++++ DATA EXTRACT
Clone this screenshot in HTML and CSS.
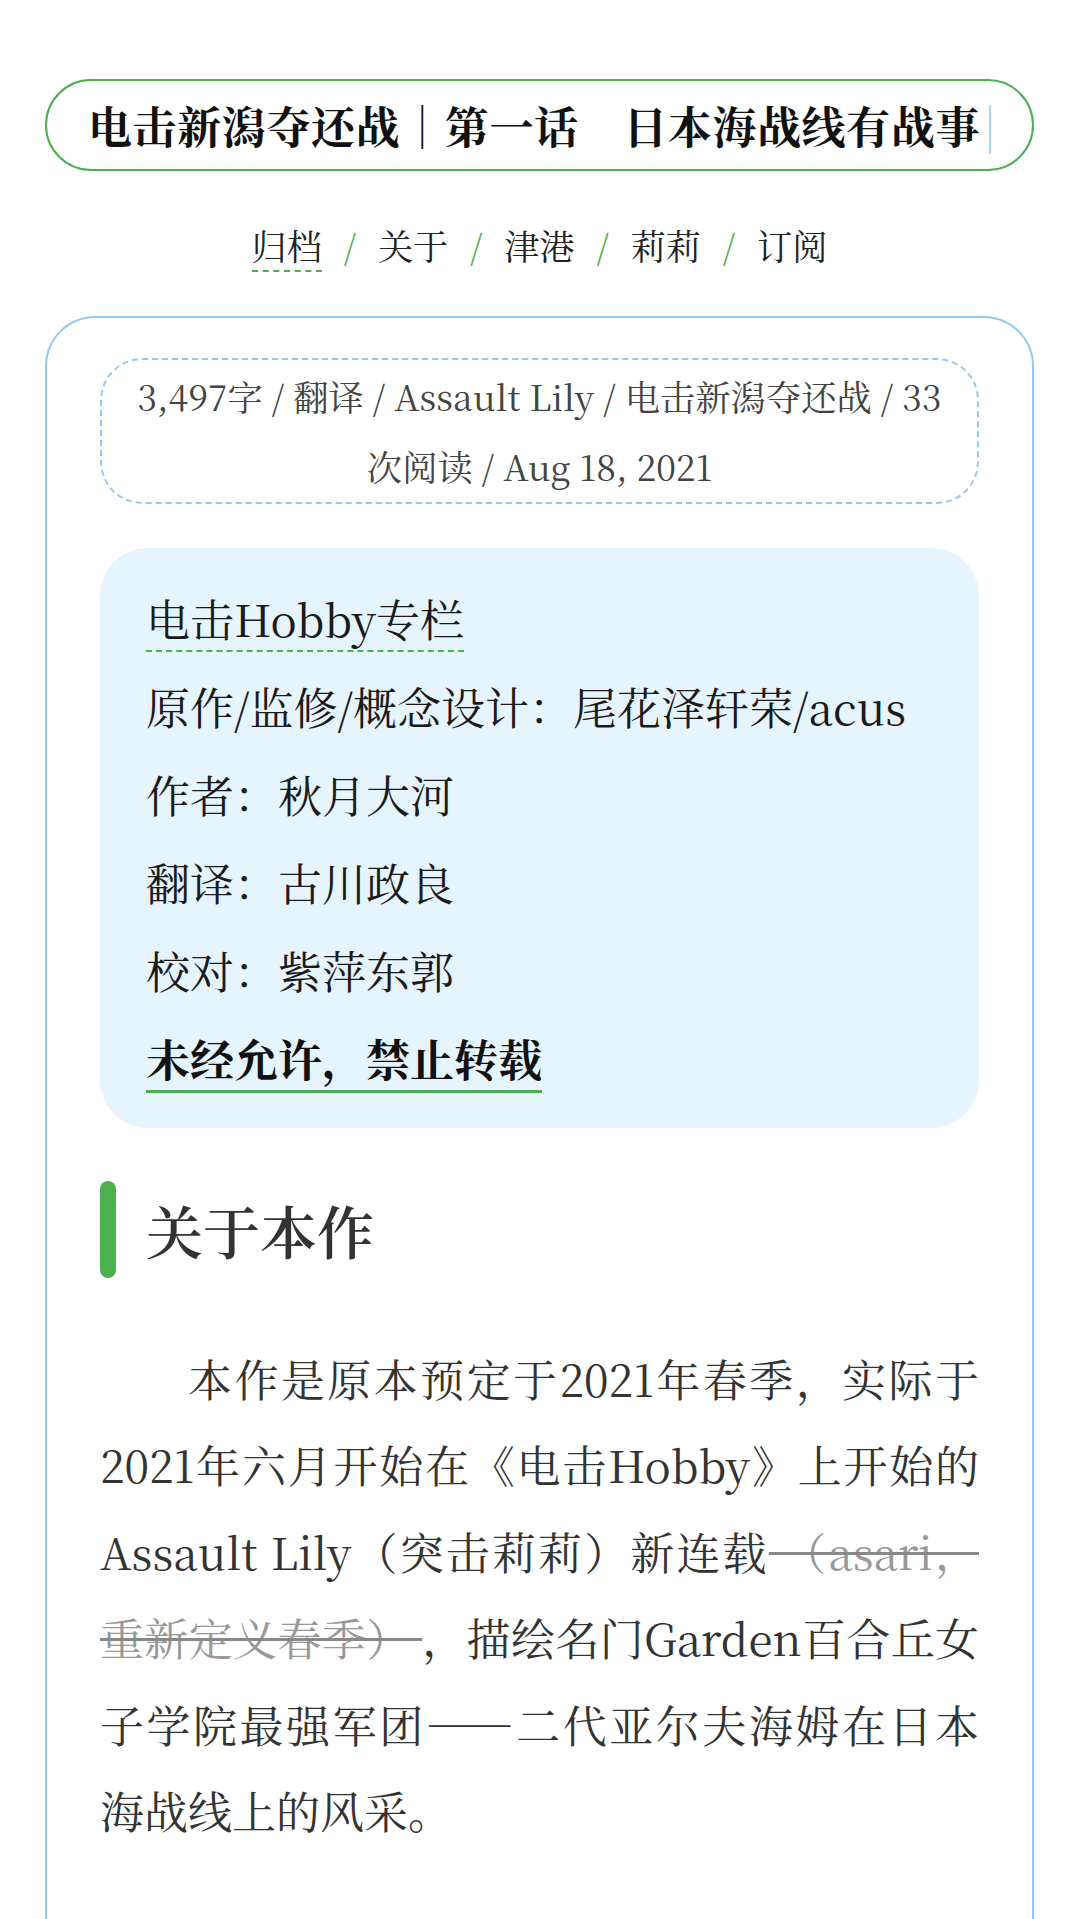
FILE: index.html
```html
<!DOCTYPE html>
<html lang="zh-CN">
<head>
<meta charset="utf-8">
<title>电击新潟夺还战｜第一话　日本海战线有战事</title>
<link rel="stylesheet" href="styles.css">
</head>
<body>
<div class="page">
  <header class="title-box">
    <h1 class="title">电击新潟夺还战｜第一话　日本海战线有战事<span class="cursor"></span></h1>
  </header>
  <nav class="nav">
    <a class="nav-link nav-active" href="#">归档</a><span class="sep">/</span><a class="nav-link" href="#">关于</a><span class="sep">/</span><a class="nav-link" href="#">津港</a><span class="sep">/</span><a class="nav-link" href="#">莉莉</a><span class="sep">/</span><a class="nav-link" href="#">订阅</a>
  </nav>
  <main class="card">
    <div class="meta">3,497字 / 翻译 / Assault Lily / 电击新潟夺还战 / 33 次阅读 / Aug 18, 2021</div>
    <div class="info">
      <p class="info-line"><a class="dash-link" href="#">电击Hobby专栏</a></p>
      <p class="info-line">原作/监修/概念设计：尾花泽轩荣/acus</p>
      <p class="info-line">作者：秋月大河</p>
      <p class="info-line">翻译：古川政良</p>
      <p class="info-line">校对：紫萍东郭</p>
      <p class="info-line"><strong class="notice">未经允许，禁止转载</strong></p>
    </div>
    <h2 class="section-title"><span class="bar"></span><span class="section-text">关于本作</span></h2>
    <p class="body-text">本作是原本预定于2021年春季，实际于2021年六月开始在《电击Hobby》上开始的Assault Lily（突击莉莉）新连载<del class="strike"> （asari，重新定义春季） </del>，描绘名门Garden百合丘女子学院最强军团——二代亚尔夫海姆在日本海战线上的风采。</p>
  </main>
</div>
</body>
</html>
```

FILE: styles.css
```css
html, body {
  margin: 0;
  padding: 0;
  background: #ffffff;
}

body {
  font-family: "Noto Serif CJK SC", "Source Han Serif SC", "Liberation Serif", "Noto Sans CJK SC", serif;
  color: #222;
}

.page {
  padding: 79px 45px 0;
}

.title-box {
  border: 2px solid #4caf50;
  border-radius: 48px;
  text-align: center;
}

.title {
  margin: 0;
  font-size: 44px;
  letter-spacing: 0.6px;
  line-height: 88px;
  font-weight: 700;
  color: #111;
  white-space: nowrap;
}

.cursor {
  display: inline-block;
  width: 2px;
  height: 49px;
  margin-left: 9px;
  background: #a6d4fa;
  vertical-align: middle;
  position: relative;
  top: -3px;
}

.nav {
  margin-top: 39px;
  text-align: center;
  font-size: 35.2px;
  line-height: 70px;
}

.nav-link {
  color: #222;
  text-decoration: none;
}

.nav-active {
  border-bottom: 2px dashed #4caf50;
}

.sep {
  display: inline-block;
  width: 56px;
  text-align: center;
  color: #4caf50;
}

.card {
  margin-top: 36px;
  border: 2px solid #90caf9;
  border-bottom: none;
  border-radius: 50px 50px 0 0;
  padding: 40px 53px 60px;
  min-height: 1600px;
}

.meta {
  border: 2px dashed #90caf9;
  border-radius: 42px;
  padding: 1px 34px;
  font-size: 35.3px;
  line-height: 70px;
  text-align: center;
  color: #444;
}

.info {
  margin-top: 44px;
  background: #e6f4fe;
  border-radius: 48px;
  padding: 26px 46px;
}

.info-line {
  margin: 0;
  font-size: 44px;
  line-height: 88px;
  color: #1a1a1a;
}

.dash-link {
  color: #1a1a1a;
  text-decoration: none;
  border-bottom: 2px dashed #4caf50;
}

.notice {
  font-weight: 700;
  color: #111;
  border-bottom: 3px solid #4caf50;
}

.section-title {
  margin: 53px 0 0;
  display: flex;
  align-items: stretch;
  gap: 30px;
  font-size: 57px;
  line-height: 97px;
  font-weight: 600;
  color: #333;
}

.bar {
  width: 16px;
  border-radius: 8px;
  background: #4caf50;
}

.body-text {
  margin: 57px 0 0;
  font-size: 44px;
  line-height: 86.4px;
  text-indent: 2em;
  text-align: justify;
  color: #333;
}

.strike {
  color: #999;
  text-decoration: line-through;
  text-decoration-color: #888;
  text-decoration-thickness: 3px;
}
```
++++++++
(EXERCISE AIM):
Repeat the data exactly in full, omitting its pictures.

(COMPLETED TASK):
Clone this screenshot in HTML and CSS.
FILE: index.html
```html
<!DOCTYPE html>
<html lang="zh-CN">
<head>
<meta charset="utf-8">
<title>电击新潟夺还战｜第一话　日本海战线有战事</title>
<link rel="stylesheet" href="styles.css">
</head>
<body>
<div class="page">
  <header class="title-box">
    <h1 class="title">电击新潟夺还战｜第一话　日本海战线有战事<span class="cursor"></span></h1>
  </header>
  <nav class="nav">
    <a class="nav-link nav-active" href="#">归档</a><span class="sep">/</span><a class="nav-link" href="#">关于</a><span class="sep">/</span><a class="nav-link" href="#">津港</a><span class="sep">/</span><a class="nav-link" href="#">莉莉</a><span class="sep">/</span><a class="nav-link" href="#">订阅</a>
  </nav>
  <main class="card">
    <div class="meta">3,497字 / 翻译 / Assault Lily / 电击新潟夺还战 / 33 次阅读 / Aug 18, 2021</div>
    <div class="info">
      <p class="info-line"><a class="dash-link" href="#">电击Hobby专栏</a></p>
      <p class="info-line">原作/监修/概念设计：尾花泽轩荣/acus</p>
      <p class="info-line">作者：秋月大河</p>
      <p class="info-line">翻译：古川政良</p>
      <p class="info-line">校对：紫萍东郭</p>
      <p class="info-line"><strong class="notice">未经允许，禁止转载</strong></p>
    </div>
    <h2 class="section-title"><span class="bar"></span><span class="section-text">关于本作</span></h2>
    <p class="body-text">本作是原本预定于2021年春季，实际于2021年六月开始在《电击Hobby》上开始的Assault Lily（突击莉莉）新连载<del class="strike"> （asari，重新定义春季） </del>，描绘名门Garden百合丘女子学院最强军团——二代亚尔夫海姆在日本海战线上的风采。</p>
  </main>
</div>
</body>
</html>
```

FILE: styles.css
```css
html, body {
  margin: 0;
  padding: 0;
  background: #ffffff;
}

body {
  font-family: "Noto Serif CJK SC", "Source Han Serif SC", "Liberation Serif", "Noto Sans CJK SC", serif;
  color: #222;
}

.page {
  padding: 79px 45px 0;
}

.title-box {
  border: 2px solid #4caf50;
  border-radius: 48px;
  text-align: center;
}

.title {
  margin: 0;
  font-size: 44px;
  letter-spacing: 0.6px;
  line-height: 88px;
  font-weight: 700;
  color: #111;
  white-space: nowrap;
}

.cursor {
  display: inline-block;
  width: 2px;
  height: 49px;
  margin-left: 9px;
  background: #a6d4fa;
  vertical-align: middle;
  position: relative;
  top: -3px;
}

.nav {
  margin-top: 39px;
  text-align: center;
  font-size: 35.2px;
  line-height: 70px;
}

.nav-link {
  color: #222;
  text-decoration: none;
}

.nav-active {
  border-bottom: 2px dashed #4caf50;
}

.sep {
  display: inline-block;
  width: 56px;
  text-align: center;
  color: #4caf50;
}

.card {
  margin-top: 36px;
  border: 2px solid #90caf9;
  border-bottom: none;
  border-radius: 50px 50px 0 0;
  padding: 40px 53px 60px;
  min-height: 1600px;
}

.meta {
  border: 2px dashed #90caf9;
  border-radius: 42px;
  padding: 1px 34px;
  font-size: 35.3px;
  line-height: 70px;
  text-align: center;
  color: #444;
}

.info {
  margin-top: 44px;
  background: #e6f4fe;
  border-radius: 48px;
  padding: 26px 46px;
}

.info-line {
  margin: 0;
  font-size: 44px;
  line-height: 88px;
  color: #1a1a1a;
}

.dash-link {
  color: #1a1a1a;
  text-decoration: none;
  border-bottom: 2px dashed #4caf50;
}

.notice {
  font-weight: 700;
  color: #111;
  border-bottom: 3px solid #4caf50;
}

.section-title {
  margin: 53px 0 0;
  display: flex;
  align-items: stretch;
  gap: 30px;
  font-size: 57px;
  line-height: 97px;
  font-weight: 600;
  color: #333;
}

.bar {
  width: 16px;
  border-radius: 8px;
  background: #4caf50;
}

.body-text {
  margin: 57px 0 0;
  font-size: 44px;
  line-height: 86.4px;
  text-indent: 2em;
  text-align: justify;
  color: #333;
}

.strike {
  color: #999;
  text-decoration: line-through;
  text-decoration-color: #888;
  text-decoration-thickness: 3px;
}
```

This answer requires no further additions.